Rui Ramos
Na política portuguesa, quase todos estão
neste momento reféns uns dos outros, isto é, destituídos de iniciativa. Não há
aqui Maquiavéis, mas apenas náufragos num regime à deriva.
Talvez o presidente gostasse
de se libertar de António Costa; talvez Costa preferisse acabar com a sua
dependência do PCP e do BE; e talvez o PCP e o BE não desdenhassem aumentar a
sua influência. Talvez seja assim. Mas isso não quer dizer que eles saibam como
obter esses resultados. Não há aqui Maquiavéis, mas apenas náufragos num regime
à deriva.
Comecemos por Costa e o
presidente. Costa perdeu as eleições e, para salvar a carreira, entregou-se ao
PCP e ao BE. Uma boa relação com um presidente eleito pela direita é a última
ponte que lhe resta para o lugar onde o PS costumava estar, e sobretudo uma
prova de normalidade. Mas o presidente também precisa de Costa. A
“popularidade” de Marcelo Rebelo de Sousa não é a da estrela televisiva, mas a
do presidente que, ao contrário de Cavaco Silva, não é atacado pelo PS. É
verdade: o actual presidente é exuberante e caloroso, onde o seu antecessor era
reservado e formal. Mas é a maior das ilusões pensar que o feitio e o estilo
bastam para o proteger: se conviesse ao PS, a exuberância haveria de parecer
descontrolo, e a informalidade, ligeireza.

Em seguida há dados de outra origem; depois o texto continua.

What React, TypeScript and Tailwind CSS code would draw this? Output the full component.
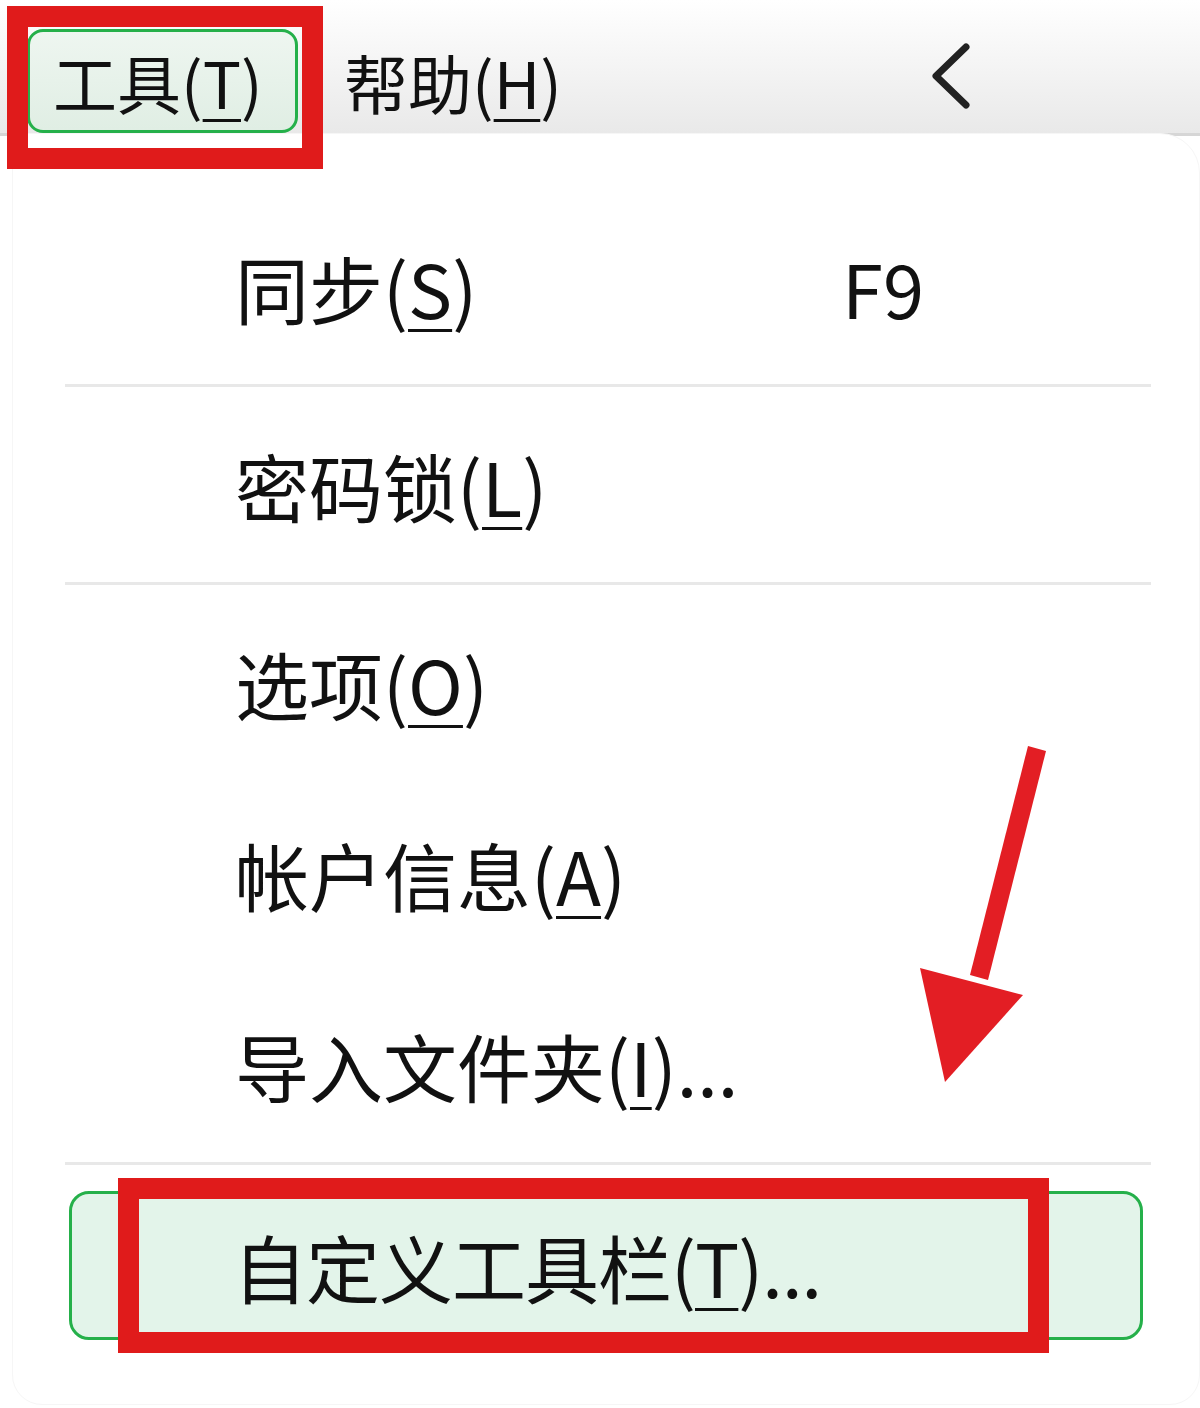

Costa e o presidente estão
prisioneiros um do outro, e ambos estão prisioneiros do PCP e do BE. O
presidente não terá dúvidas sobre o que significa uma governação subordinada ao
PCP e ao BE, num país do Euro e a necessitar de investimento externo. Muito
provavelmente, Costa também não. Mas por mais que para ambos isso seja claro, o
presidente não pode simplesmente derrubar o governo de Costa para se livrar do
PCP e do BE, porque arriscaria um choque com o PS; e Costa não pode demitir-se
só para se libertar dos seus parceiros parlamentares em novas eleições, sem
passar por um traidor à esquerda.
Não é por acaso que desde
Novembro muita gente espera que o PCP e o BE despeguem, senão neste, então no
próximo orçamento. Porque isso permitiria ao presidente e a Costa clamar que
bem tentaram, mas que esta maioria, com esta composição ou nas actuais
proporções, não serve para governar na UE. O presidente poderia então convocar
novas eleições sem parecer que estava a querer prejudicar Costa, e Costa apelar
às esquerdas para votarem no PS, se quisessem “políticas de esquerda” no quadro
europeu.
O problema é que não é claro
que o PCP e o BE queiram fazer o favor de sair. Com o actual arranjo, o PCP
salvou os seus sindicatos de um declínio irremediável, e voltou a tutelar ministérios,
como não acontecia desde 1976; o BE aumentou os seus tempos de antena e deu
carreiras mediáticas à sua “nomenklatura”. Henrique IV, quando se converteu ao
catolicismo para chegar ao trono de França, terá dito que Paris valia bem uma
missa. E se o poder, para o PCP e o BE, valer bem a austeridade? E se, mesmo
perante um apertão de Bruxelas, optarem por argumentar que, embora a solução
seja má, com a “direita neo-liberal” no governo seria muito pior?
É inútil, por tudo isto,
procurar adivinhar qual é a estratégia deste ou prever a próxima jogada
daquele. Na política portuguesa, quase todos estão neste momento reféns uns dos
outros, isto é, destituídos de iniciativa, à espera do que vai acontecer. Sim,
é isto que é uma verdadeira crise política.